SciD-QuESt: From Scientific Documents to Knowledge – Questionnaire-Based Extraction and Structuring of Knowledge in the Open Research Knowledge Graph with LLMs and Human Validation
Structuring knowledge as a side quest in the research journey.
Co-Applicant: |
Dr. Oliver Karras |
![]() |
My role: |
Principal investigator |
|
Funding: |
€35,000.00 from NFDIxCS Flexfund |
|
Duration: |
01.2026 – 07.2026 |
The goal of SciD-QuESt is to empower researchers to transform scientific documents into structured, reusable knowledge — without requiring expertise in semantic technologies. By combining intuitive, questionnaire-based workflows with the power of large language models (LLMs) and human validation, the project lowers the barrier to contributing high-quality, FAIR metadata to infrastructures such as the Open Research Knowledge Graph (ORKG).
SciD-QuESt addresses the current disconnect between manual knowledge extraction (e.g., in literature reviews or artifact evaluations) and machine-readable, semantically rich representations. It offers a semi-automated, researcher-friendly approach that integrates seamlessly into Open Science workflows and supports reproducibility, transparency, and comparability across disciplines.
Core Components
- Bidirectional transformation: Design a bidirectional transformation between questionnaires and ORKG templates, enabling researchers to start from either intuitive question sets or existing semantic structures — and convert between them as needed.

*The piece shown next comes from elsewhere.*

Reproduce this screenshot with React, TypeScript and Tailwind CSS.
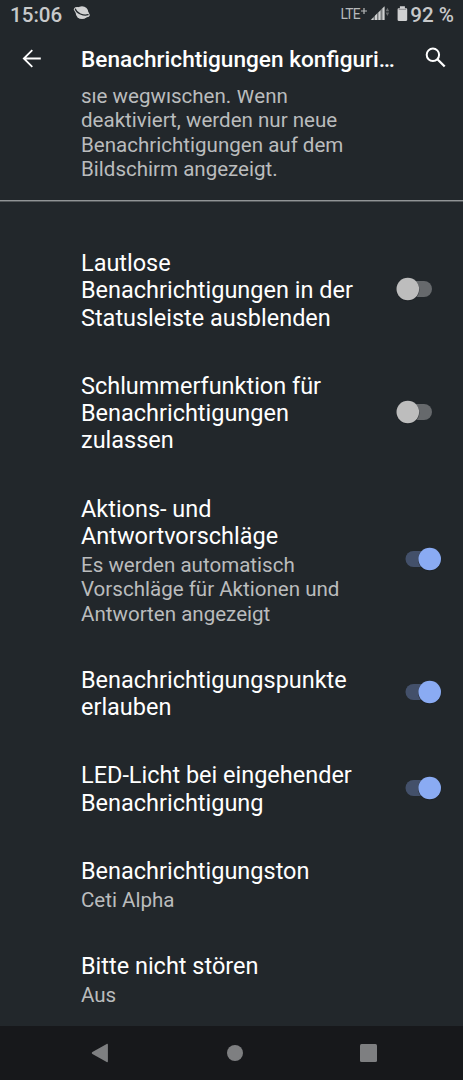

- LLM-powered extraction: Implement an LLM-powered extraction pipeline that processes scientific PDFs and suggests answers to user-defined questions, linking each suggestion to its source text as evidence.
- Human-in-the-Loop validation: Develop a Human-in-the-Loop validation interface where researchers can review, accept, or refine the LLM’s suggestions, ensuring quality and trustworthiness before exporting the structured data to JSON or importing it directly into the ORKG.
By weaving together natural language interfaces, AI-assisted extraction, and semantic integration, SciD-QuESt delivers a flexible, extensible MVP that can be embedded into platforms, such as the NFDIxCS portal. It supports use cases such as metadata enrichment, structured artifact reporting, and Open Science competitions — helping researchers, chairs, and reviewers extract key insights from submissions with greater consistency and efficiency.
This approach ensures that researchers can contribute structured knowledge without needing to learn RDF, ontologies, or SPARQL. Instead, they engage through familiar formats — questionnaires — and receive AI support with transparent, editable outputs. The result is a scalable, FAIR-compliant workflow for knowledge curation that is both accessible and rigorous.